Written exercise ::
Quote every line below exactly and skip any picture.

Material provided ::
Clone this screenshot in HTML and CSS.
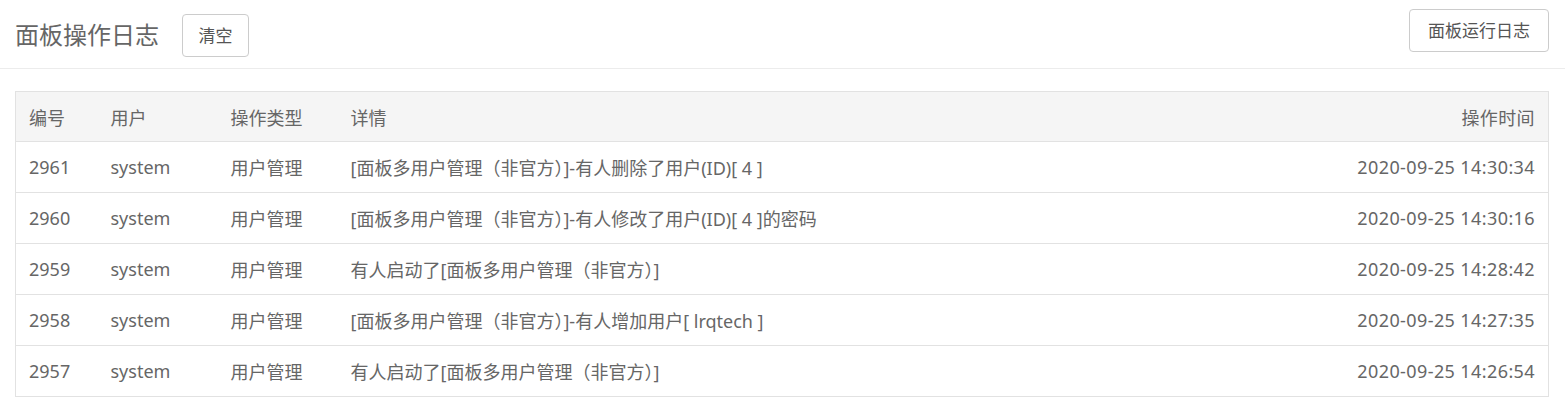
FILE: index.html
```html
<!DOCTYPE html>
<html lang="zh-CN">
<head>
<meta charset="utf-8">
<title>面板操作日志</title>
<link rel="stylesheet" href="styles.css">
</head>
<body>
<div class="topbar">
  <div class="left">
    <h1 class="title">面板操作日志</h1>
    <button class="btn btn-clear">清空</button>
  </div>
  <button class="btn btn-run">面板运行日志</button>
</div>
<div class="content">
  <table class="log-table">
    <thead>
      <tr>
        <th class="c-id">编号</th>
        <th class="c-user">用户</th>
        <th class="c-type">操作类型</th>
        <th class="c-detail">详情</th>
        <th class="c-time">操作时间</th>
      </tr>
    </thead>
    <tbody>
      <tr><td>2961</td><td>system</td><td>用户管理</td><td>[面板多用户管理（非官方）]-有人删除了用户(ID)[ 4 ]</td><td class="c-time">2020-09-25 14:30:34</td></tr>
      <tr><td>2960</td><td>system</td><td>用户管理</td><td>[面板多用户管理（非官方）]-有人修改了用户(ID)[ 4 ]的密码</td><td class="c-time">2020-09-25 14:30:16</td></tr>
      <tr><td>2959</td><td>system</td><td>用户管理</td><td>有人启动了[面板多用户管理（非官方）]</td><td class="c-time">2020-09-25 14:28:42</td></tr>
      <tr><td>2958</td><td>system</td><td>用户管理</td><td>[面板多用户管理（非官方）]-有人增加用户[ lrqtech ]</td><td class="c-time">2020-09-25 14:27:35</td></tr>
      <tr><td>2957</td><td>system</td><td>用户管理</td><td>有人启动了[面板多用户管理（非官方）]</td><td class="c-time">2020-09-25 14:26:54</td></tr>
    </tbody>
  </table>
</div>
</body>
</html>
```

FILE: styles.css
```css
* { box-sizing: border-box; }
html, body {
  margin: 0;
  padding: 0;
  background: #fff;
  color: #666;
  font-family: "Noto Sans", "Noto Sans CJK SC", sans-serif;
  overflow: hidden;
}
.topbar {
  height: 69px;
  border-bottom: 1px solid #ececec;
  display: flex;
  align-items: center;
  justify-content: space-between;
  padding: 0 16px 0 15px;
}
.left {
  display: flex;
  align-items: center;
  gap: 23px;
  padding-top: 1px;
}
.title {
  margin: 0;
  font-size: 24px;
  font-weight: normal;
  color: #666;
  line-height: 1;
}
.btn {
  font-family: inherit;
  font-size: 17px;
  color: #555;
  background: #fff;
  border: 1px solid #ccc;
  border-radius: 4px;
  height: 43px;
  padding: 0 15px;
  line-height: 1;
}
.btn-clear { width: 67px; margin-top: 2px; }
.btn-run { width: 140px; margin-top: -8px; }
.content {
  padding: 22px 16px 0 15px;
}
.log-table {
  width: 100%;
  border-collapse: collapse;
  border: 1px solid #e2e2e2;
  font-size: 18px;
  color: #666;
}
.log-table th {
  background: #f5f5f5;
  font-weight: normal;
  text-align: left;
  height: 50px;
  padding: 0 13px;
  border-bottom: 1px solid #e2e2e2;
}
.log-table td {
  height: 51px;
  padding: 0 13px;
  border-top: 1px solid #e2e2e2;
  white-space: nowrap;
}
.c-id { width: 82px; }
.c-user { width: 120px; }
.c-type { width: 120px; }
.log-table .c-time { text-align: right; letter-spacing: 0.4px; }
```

Exercise solution ::
Clone this screenshot in HTML and CSS.
FILE: index.html
```html
<!DOCTYPE html>
<html lang="zh-CN">
<head>
<meta charset="utf-8">
<title>面板操作日志</title>
<link rel="stylesheet" href="styles.css">
</head>
<body>
<div class="topbar">
  <div class="left">
    <h1 class="title">面板操作日志</h1>
    <button class="btn btn-clear">清空</button>
  </div>
  <button class="btn btn-run">面板运行日志</button>
</div>
<div class="content">
  <table class="log-table">
    <thead>
      <tr>
        <th class="c-id">编号</th>
        <th class="c-user">用户</th>
        <th class="c-type">操作类型</th>
        <th class="c-detail">详情</th>
        <th class="c-time">操作时间</th>
      </tr>
    </thead>
    <tbody>
      <tr><td>2961</td><td>system</td><td>用户管理</td><td>[面板多用户管理（非官方）]-有人删除了用户(ID)[ 4 ]</td><td class="c-time">2020-09-25 14:30:34</td></tr>
      <tr><td>2960</td><td>system</td><td>用户管理</td><td>[面板多用户管理（非官方）]-有人修改了用户(ID)[ 4 ]的密码</td><td class="c-time">2020-09-25 14:30:16</td></tr>
      <tr><td>2959</td><td>system</td><td>用户管理</td><td>有人启动了[面板多用户管理（非官方）]</td><td class="c-time">2020-09-25 14:28:42</td></tr>
      <tr><td>2958</td><td>system</td><td>用户管理</td><td>[面板多用户管理（非官方）]-有人增加用户[ lrqtech ]</td><td class="c-time">2020-09-25 14:27:35</td></tr>
      <tr><td>2957</td><td>system</td><td>用户管理</td><td>有人启动了[面板多用户管理（非官方）]</td><td class="c-time">2020-09-25 14:26:54</td></tr>
    </tbody>
  </table>
</div>
</body>
</html>
```

FILE: styles.css
```css
* { box-sizing: border-box; }
html, body {
  margin: 0;
  padding: 0;
  background: #fff;
  color: #666;
  font-family: "Noto Sans", "Noto Sans CJK SC", sans-serif;
  overflow: hidden;
}
.topbar {
  height: 69px;
  border-bottom: 1px solid #ececec;
  display: flex;
  align-items: center;
  justify-content: space-between;
  padding: 0 16px 0 15px;
}
.left {
  display: flex;
  align-items: center;
  gap: 23px;
  padding-top: 1px;
}
.title {
  margin: 0;
  font-size: 24px;
  font-weight: normal;
  color: #666;
  line-height: 1;
}
.btn {
  font-family: inherit;
  font-size: 17px;
  color: #555;
  background: #fff;
  border: 1px solid #ccc;
  border-radius: 4px;
  height: 43px;
  padding: 0 15px;
  line-height: 1;
}
.btn-clear { width: 67px; margin-top: 2px; }
.btn-run { width: 140px; margin-top: -8px; }
.content {
  padding: 22px 16px 0 15px;
}
.log-table {
  width: 100%;
  border-collapse: collapse;
  border: 1px solid #e2e2e2;
  font-size: 18px;
  color: #666;
}
.log-table th {
  background: #f5f5f5;
  font-weight: normal;
  text-align: left;
  height: 50px;
  padding: 0 13px;
  border-bottom: 1px solid #e2e2e2;
}
.log-table td {
  height: 51px;
  padding: 0 13px;
  border-top: 1px solid #e2e2e2;
  white-space: nowrap;
}
.c-id { width: 82px; }
.c-user { width: 120px; }
.c-type { width: 120px; }
.log-table .c-time { text-align: right; letter-spacing: 0.4px; }
```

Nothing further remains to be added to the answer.